Category: Professional Posters
Purpose: Sepsis remains a common cause of mortality among critically ill patients. In 2017 Marik et al. provided a unique rationale and compelling evidence for the use of vitamin C, hydrocortisone, and thiamine in severe sepsis and septic shock. As a result of this study, intensivists at our community teaching hospital have implemented this adjunctive therapy in the intensive care units. The purpose of this study was to evaluate outcomes in critically ill patients with severe sepsis or septic shock that have received vitamin C, hydrocortisone, and thiamine in comparison to a matched control group that did not receive this therapy.
Methods: This was an institutional review board approved, retrospective, pre-post matched cohort study conducted at 687 bed community teaching hospital. Patients were divided into a treatment group that received vitamin C, hydrocortisone, and thiamine and a control group that did not receive vitamin C or thiamine. These groups were matched by APACHE IV score. Inclusion criteria included patients ≥ 18 years of age with a diagnosis of severe sepsis or septic shock (defined as meeting ≥ 2 SIRS [systemic inflammatory response syndrome] criteria), procalcitonin (PCT) ≥ 2 ng/mL, in addition to patients in the treatment group having received four days of vitamin C treatment. Data was collected from July 2016 to June 2017 for the control group and July 2017 to March 2019 for the treatment group using Baycare eICU software and the hospital electronic medical record. The primary endpoint was in-hospital mortality. Secondary endpoints included intensive care unit (ICU) and hospital lengths of stay (LOS), ventilator and vasopressor duration, change in PCT over 72 hours, and hyperglycemia during ICU stay.

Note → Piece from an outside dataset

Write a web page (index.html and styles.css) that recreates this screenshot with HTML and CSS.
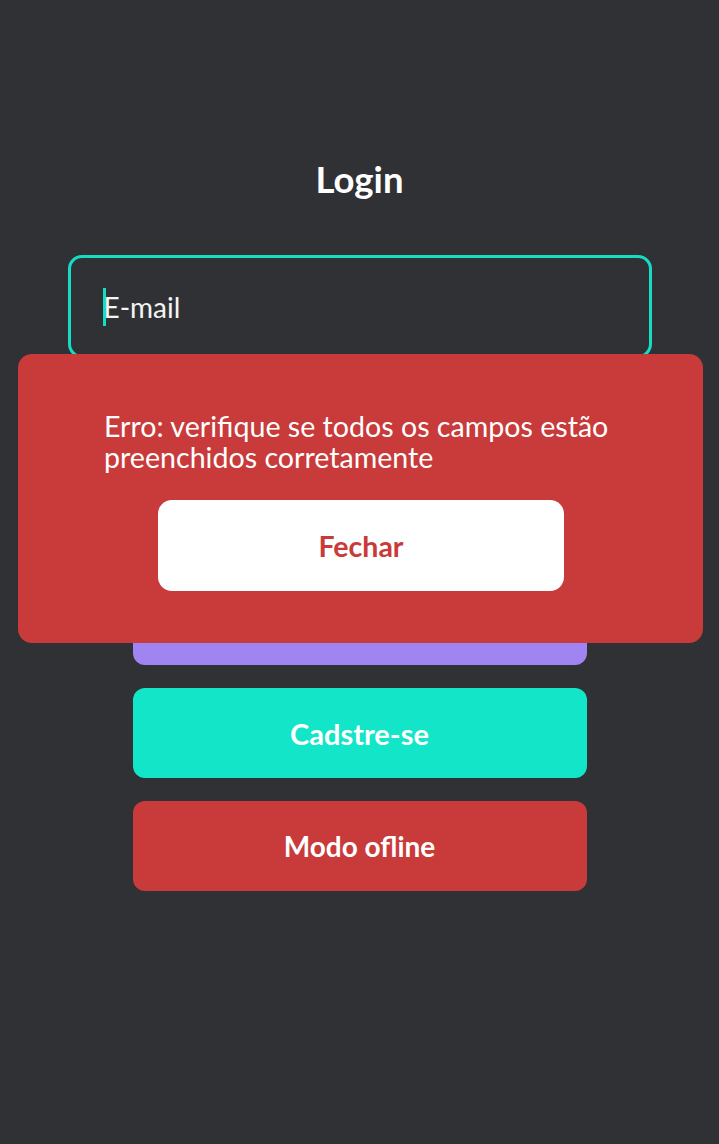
FILE: index.html
```html
<!DOCTYPE html>
<html lang="pt">
<head>
<meta charset="utf-8">
<link rel="stylesheet" href="styles.css">
</head>
<body>
<main class="screen">
  <h1 class="title">Login</h1>
  <div class="field field-focus"><span class="caret"></span><span class="placeholder">E-mail</span></div>
  <div class="field"></div>
  <div class="actions">
    <button class="btn btn-purple">Entrar</button>
    <button class="btn btn-teal">Cadstre-se</button>
    <button class="btn btn-red">Modo ofline</button>
  </div>
</main>
<div class="modal">
  <p class="modal-text">Erro: verifique se todos os campos estão preenchidos corretamente</p>
  <button class="modal-btn">Fechar</button>
</div>
</body>
</html>
```
FILE: styles.css
```css
html, body {
  margin: 0;
  padding: 0;
}
body {
  background: #303135;
  font-family: Lato, "Noto Sans", sans-serif;
  color: #ffffff;
  width: 719px;
  height: 1144px;
  overflow: hidden;
  position: relative;
}
.screen {
  display: flex;
  flex-direction: column;
  align-items: center;
  padding-top: 152px;
}
.title {
  margin: 0;
  font-size: 36.5px;
  font-weight: 700;
  line-height: 54px;
  height: 54px;
}
.field {
  box-sizing: border-box;
  margin-top: 49px;
  width: 584px;
  height: 103px;
  border: 3px solid #3a3b40;
  border-radius: 14px;
  display: flex;
  align-items: center;
  padding-left: 32px;
  font-size: 28px;
}
.field-focus {
  border-color: #17dcc4;
}
.field + .field {
  margin-top: 22px;
}
.caret {
  width: 3px;
  height: 38px;
  background: #17dcc4;
  margin-right: -2px;
}
.placeholder {
  color: #f4f4f4;
}
.actions {
  display: flex;
  flex-direction: column;
  gap: 23px;
  margin-top: 92px;
}
.btn {
  width: 454px;
  height: 90px;
  border: none;
  border-radius: 12px;
  font-family: Lato, "Noto Sans", sans-serif;
  font-weight: 700;
  font-size: 28px;
  color: #ffffff;
}
.btn-teal { font-size: 29px; }
.btn-purple { background: #a085f2; }
.btn-teal { background: #13e5c8; }
.btn-red { background: #c93a3a; }
.modal {
  position: absolute;
  left: 18px;
  top: 354px;
  width: 685px;
  height: 289px;
  box-sizing: border-box;
  background: #c93a3a;
  border-radius: 14px;
  padding: 57px 40px 0 86px;
  display: flex;
  flex-direction: column;
}
.modal-text {
  margin: 0;
  font-size: 28.6px;
  line-height: 31px;
  color: #ffffff;
}
.modal-btn {
  align-self: flex-start;
  margin-left: 54px;
  margin-top: 27px;
  width: 406px;
  height: 91px;
  border: none;
  border-radius: 14px;
  background: #ffffff;
  color: #c93a3a;
  font-family: Lato, "Noto Sans", sans-serif;
  font-weight: 700;
  font-size: 28.5px;
}
```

Results: A total of 100 patients were enrolled. There was no statistically significant difference between groups for baseline and demographic data with the exception of ventilator status and vasopressor use. There was a statistically significant higher number of patients in the vitamin C group compared to the control group on mechanical ventilation (35 versus 22; P = 0.009) and vasopressors (50 versus 37; P < 0.005) at baseline upon ICU admission. Otherwise, the patients in both groups were well-matched with mortality scores. For the primary endpoint of in-hospital mortality, there were 19 (38%) deaths in the vitamin C group versus 15 (30%) in the control group (P = 0.398). For the secondary endpoints, the vitamin C group had a significantly longer ICU and hospital LOS, vasopressor duration and hyperglycemia.
Conclusion: The results of this study show that vitamin C, hydrocortisone, and thiamine did not have a significant impact on in-hospital mortality in patients with severe sepsis or septic shock. Randomized controlled trials are needed in order to further define the role of vitamin C, hydrocortisone, and thiamine in the management of sepsis.